Agbaje, a 400-level student in the Economics Department of the University of Ibadan, brings a fresh perspective and youthful energy to the committee. Her inclusion not only taps into the ideas and insights of the next generation but also inspires other young Nigerians to engage in policy decisions that impact their lives.

Additionally, as an economics student and President of the Nigerian Universities Tax Club, Miss Agbaje possesses valuable academic expertise and practical knowledge that can contribute to the committee’s recommendations on Nigeria’s tax system.

Tinubu’s pronouncements at the inauguration of the tax committee will have several benefits. These include reducing reliance on borrowing, freeing up fiscal resources for infrastructure and social programs, attracting investments, stimulating economic growth, and creating jobs. The establishment of the Presidential Committee on Fiscal Policy and Tax Reforms demonstrates the government’s commitment to addressing these issues.
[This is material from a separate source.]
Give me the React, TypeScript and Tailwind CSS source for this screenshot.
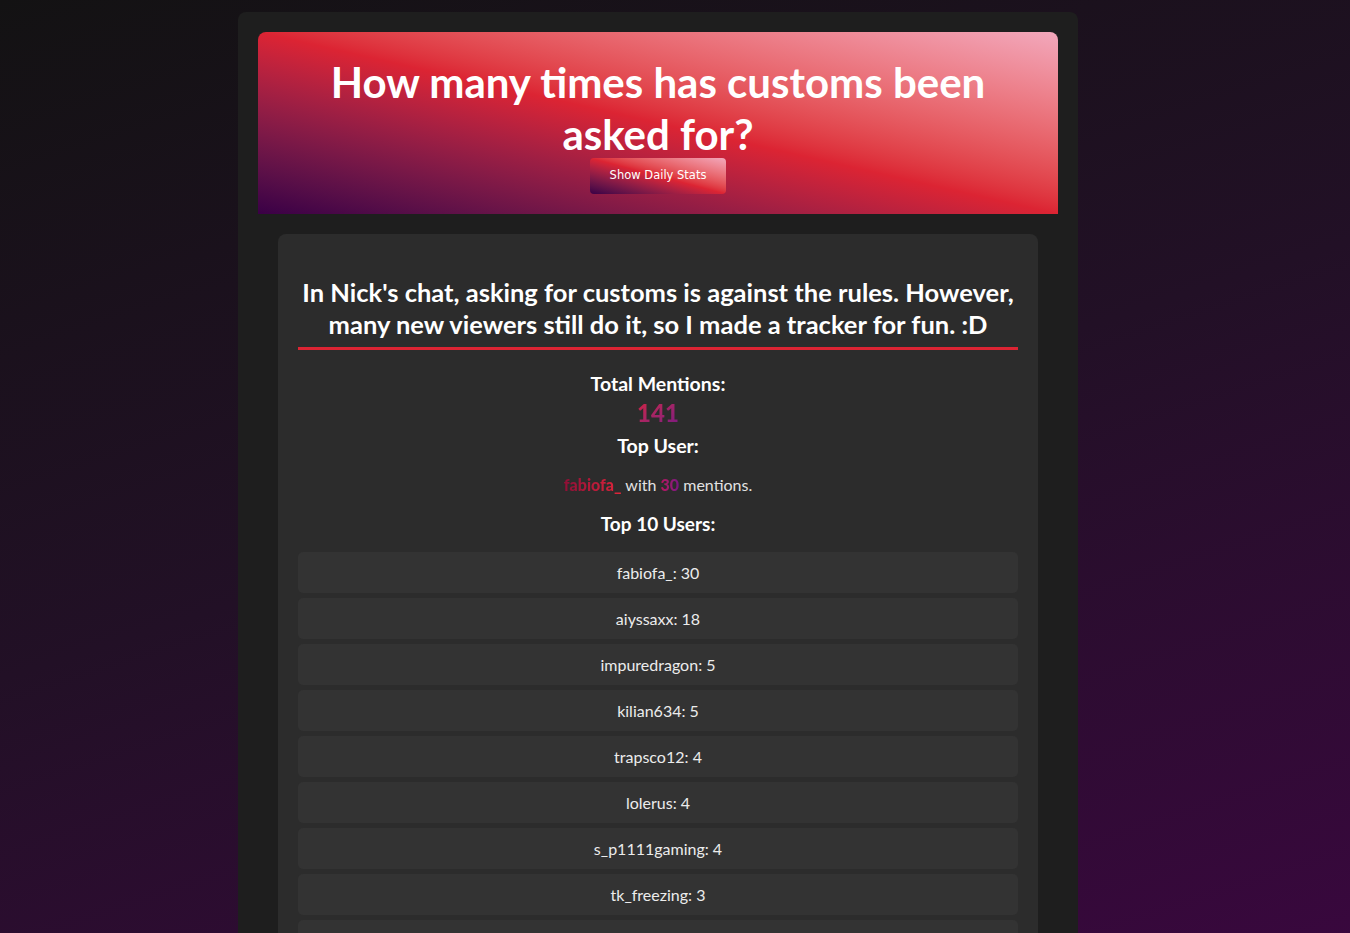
const topUsers = [
  { name: "fabiofa_", count: 30 },
  { name: "aiyssaxx", count: 18 },
  { name: "impuredragon", count: 5 },
  { name: "kilian634", count: 5 },
  { name: "trapsco12", count: 4 },
  { name: "lolerus", count: 4 },
  { name: "s_p1111gaming", count: 4 },
  { name: "tk_freezing", count: 3 },
  { name: "xsniperwolfx", count: 3 },
  { name: "m4rcus_tv", count: 2 },
];

export default function App() {
  return (
    <div className="min-h-screen bg-[linear-gradient(162deg,#131213_0%,#221026_45%,#3d0642_100%)] pt-3 pb-6 font-['Lato',sans-serif] text-[#e6e6e6]">
      <div className="ml-[238px] w-[840px] rounded-lg bg-[#1e1e1e] p-5">
        {/* Header */}
        <header className="flex flex-col items-center rounded-t-lg bg-gradient-to-tr from-[#3a0046] via-[#dc2433] to-[#f2a8bc] px-5 pt-6 pb-5 text-center">
          <h1 className="text-[42px] font-bold leading-[52px] text-white">
            How many times has customs been
            <br />
            asked for?
          </h1>
          <button
            type="button"
            className="-mt-0.5 h-9 w-[136px] rounded bg-gradient-to-tr from-[#3a0046] via-[#dc2433] to-[#f2a8bc] font-['DejaVu_Sans',sans-serif] text-[11.5px] text-white"
          >
            Show Daily Stats
          </button>
        </header>

        {/* Stats card */}
        <div className="mx-5 mt-5 rounded-lg bg-[#2c2c2c] px-5 pt-5 pb-5 text-center">
          <h2 className="mt-[22px] border-b-[3px] border-[#dc2433] pb-[7px] text-[25.5px] font-bold leading-[32px] text-white">
            In Nick's chat, asking for customs is against the rules. However,
            <br />
            many new viewers still do it, so I made a tracker for fun. :D
          </h2>

          <h3 className="mt-[22px] text-[19.5px] font-bold leading-6 text-white">
            Total Mentions:
          </h3>
          <p className="mt-[5px] text-[24px] font-black leading-6">
            <span className="bg-gradient-to-br from-[#d41e3a] to-[#7a1482] bg-clip-text text-transparent">
              141
            </span>
          </p>

          <h3 className="mt-[9px] text-[19.5px] font-bold leading-6 text-white">
            Top User:
          </h3>
          <p className="mt-[15px] text-[16px] leading-6 text-[#e2e2e2]">
            <span className="bg-gradient-to-r from-[#8e0f36] to-[#e2263a] bg-clip-text font-black text-transparent">
              fabiofa_
            </span>{" "}
            with{" "}
            <span className="bg-gradient-to-r from-[#b8125e] to-[#7a1482] bg-clip-text font-black text-transparent">
              30
            </span>{" "}
            mentions.
          </p>

          <h3 className="mt-[15px] text-[19px] font-bold leading-6 text-white">
            Top 10 Users:
          </h3>

          <ul className="mt-4 flex flex-col gap-[5px]">
            {topUsers.map((u) => (
              <li
                key={u.name}
                className="flex h-[41px] items-center justify-center rounded-[5px] bg-[#333333] text-[16px] text-[#ececec]"
              >
                {u.name}: {u.count}
              </li>
            ))}
          </ul>
        </div>
      </div>
    </div>
  );
}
The reforms, if successful, will transform Nigeria’s economy, leading to reduced borrowing and increased self-sustainability.

Effective fiscal management, including prudent budgeting, reduced wasteful expenditure, and improved transparency in financial management, is crucial to reduce the need for borrowing. Implementing structural reforms, such as diversifying the economy and addressing issues hindering private sector growth, will attract investment and stimulate economic growth.

While ending over-reliance on foreign borrowing is a gradual process, Nigeria can focus on building a strong domestic economy, improving revenue generation, and implementing necessary reforms. The government’s commitment to these issues is evident through the creation of the Presidential Committee on Fiscal Policy and Tax Reforms. Overall, by implementing comprehensive fiscal reforms, diversifying the economy, and attracting investment, Nigeria can gradually reduce its debt burden and achieve sustainable economic growth.